Well, it’s one thing for this to work in a one-off race, or on YouTube and Instagram. Putting this right in the center of the sport opens up many pitfalls. I just want to explain one very basic part of this two-stroke thing right now:
The manufacturers didn’t ask for four-strokes to take over. Things were going awesome in the two-stroke days. They were selling tons of bikes, and those bikes were cheap to make and cheap to develop. It was great! They didn’t want to change! The AMA rulebook made it so by allowing 450s to race against 250s. What they failed to realize was four-stroke technology was going to advance very, very quickly, and what at first seemed like a pointless rule ended up ruling all. No one was madder than the manufacturers, who had to undo three decades of motocross research and development to reinvent the line, and spend millions of dollars to do it. There was no choice, though. This sport has fun on the side, but it’s based on competition, and as soon as the world realized a 250 four-stroke could produce faster lap times than the 125 two-stroke it was supposed to race against, the pivot began. Everyone wanted to buy four strokes! And then, just when that whole massive changeover happened, everyone told them they needed to go back.

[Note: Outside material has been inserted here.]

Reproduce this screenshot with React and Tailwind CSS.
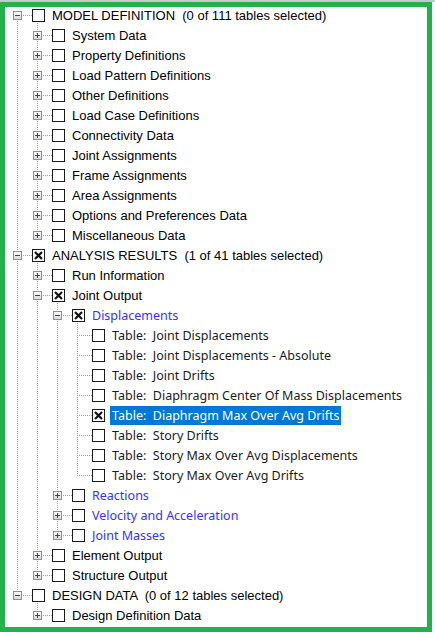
import React from "react";

// tree model: open nodes show their children, "more" marks collapsed nodes with a [+] box
const TREE = [
  {
    label: "MODEL DEFINITION  (0 of 111 tables selected)",
    open: true,
    children: [
      "System Data",
      "Property Definitions",
      "Load Pattern Definitions",
      "Other Definitions",
      "Load Case Definitions",
      "Connectivity Data",
      "Joint Assignments",
      "Frame Assignments",
      "Area Assignments",
      "Options and Preferences Data",
      "Miscellaneous Data",
    ].map((label) => ({ label, more: true })),
  },
  {
    label: "ANALYSIS RESULTS  (1 of 41 tables selected)",
    open: true,
    checked: true,
    children: [
      { label: "Run Information", more: true },
      {
        label: "Joint Output",
        open: true,
        checked: true,
        children: [
          {
            label: "Displacements",
            open: true,
            checked: true,
            blue: true,
            children: [
              { label: "Table:  Joint Displacements", table: true },
              { label: "Table:  Joint Displacements - Absolute", table: true },
              { label: "Table:  Joint Drifts", table: true },
              { label: "Table:  Diaphragm Center Of Mass Displacements", table: true },
              { label: "Table:  Diaphragm Max Over Avg Drifts", table: true, checked: true, selected: true },
              { label: "Table:  Story Drifts", table: true },
              { label: "Table:  Story Max Over Avg Displacements", table: true },
              { label: "Table:  Story Max Over Avg Drifts", table: true },
            ],
          },
          { label: "Reactions", more: true, blue: true },
          { label: "Velocity and Acceleration", more: true, blue: true },
          { label: "Joint Masses", more: true, blue: true },
        ],
      },
      { label: "Element Output", more: true },
      { label: "Structure Output", more: true },
    ],
  },
  {
    label: "DESIGN DATA  (0 of 12 tables selected)",
    open: true,
    children: [{ label: "Design Definition Data", more: true }],
  },
];

function flatten(nodes, depth, guides, out) {
  nodes.forEach((node, i) => {
    const hasNext = i < nodes.length - 1;
    out.push({ node, depth, guides, hasNext, first: depth === 0 && i === 0 });
    if (node.open && node.children) flatten(node.children, depth + 1, [...guides, hasNext], out);
  });
  return out;
}

const DOT = "#a0a0a0";

function TreeGlyphs({ node, depth, guides, hasNext, first }) {
  const x0 = 20 * depth;
  const cx = x0 + 10.5;
  const expandable = node.open || node.more;
  return (
    <svg width={39 + x0} height="20" className="shrink-0" shapeRendering="crispEdges">
      <defs>
        <linearGradient id="btn" x1="0" y1="0" x2="0" y2="1">
          <stop offset="0" stopColor="#ffffff" />
          <stop offset="1" stopColor="#d6d6d6" />
        </linearGradient>
      </defs>
      {guides.map((g, k) =>
        g ? <line key={k} x1={20 * k + 10.5} y1="0" x2={20 * k + 10.5} y2="20" stroke={DOT} strokeDasharray="1 1" /> : null
      )}
      {!first && <line x1={cx} y1="0" x2={cx} y2="10" stroke={DOT} strokeDasharray="1 1" />}
      {hasNext && <line x1={cx} y1="10" x2={cx} y2="20" stroke={DOT} strokeDasharray="1 1" />}
      <line x1={x0 + 10} y1="10.5" x2={x0 + 25} y2="10.5" stroke={DOT} strokeDasharray="1 1" />
      {node.open && <line x1={x0 + 30.5} y1="18" x2={x0 + 30.5} y2="20" stroke={DOT} strokeDasharray="1 1" />}
      {expandable && (
        <g>
          <rect x={x0 + 6.5} y="6.5" width="8" height="8" fill="url(#btn)" stroke="#8e8f8f" />
          <line x1={x0 + 8} y1="10.5" x2={x0 + 13} y2="10.5" stroke="#2a4488" />
          {node.more && <line x1={cx} y1="8" x2={cx} y2="13" stroke="#2a4488" />}
        </g>
      )}
      <rect x={x0 + 25.5} y="4.5" width="12" height="12" fill="#fff" stroke="#1a1a1a" />
      {node.checked && (
        <g stroke="#111" strokeWidth="2.2" shapeRendering="auto">
          <line x1={x0 + 28} y1="7" x2={x0 + 35} y2="14" />
          <line x1={x0 + 35} y1="7" x2={x0 + 28} y2="14" />
        </g>
      )}
    </svg>
  );
}

function Row(props) {
  const { node } = props;
  const alt = node.table || node.blue;
  const font = alt
    ? "font-['Noto_Sans',sans-serif] text-[12.5px]"
    : "font-['Liberation_Sans',Arial,sans-serif] text-[13px]";
  const color = node.selected
    ? "bg-[#0078d7] text-white"
    : node.blue
    ? "text-[#3434ff]"
    : node.table
    ? "text-[#1c1a22]"
    : "text-black";
  return (
    <div className="flex h-[20px] items-center">
      <TreeGlyphs {...props} />
      <span className={`ml-[4px] px-[2px] leading-[19px] whitespace-pre ${font} ${color}`}>{node.label}</span>
    </div>
  );
}

export default function App() {
  const rows = flatten(TREE, 0, [], []);
  return (
    <div className="w-[435px] h-[635px] bg-white border-t-2 border-[#c8c8c8]">
      <div className="w-[432px] h-[630px] border-[5px] border-[#22b14c] overflow-hidden">
        <div className="-mt-[2px] pl-[2px]">
          {rows.map((r, i) => (
            <Row key={i} {...r} />
          ))}
        </div>
      </div>
    </div>
  );
}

This is the case of, as a man once said, “Fool me once, shame on you, fool me twice …. we won’t be fooled again.” A crazy rule twisted this whole market. The manufacturers have spent millions working around it. They’re not exactly pumped on having more rule changes (involving bikes) forced on them, and yes, they have a say in this because they spend the millions paying the athletes and building the race teams and getting them to the races. They’ve earned a vote, and they remember all too well how much it hurt the last time things happened outside of the box. Unfortunately, so do you.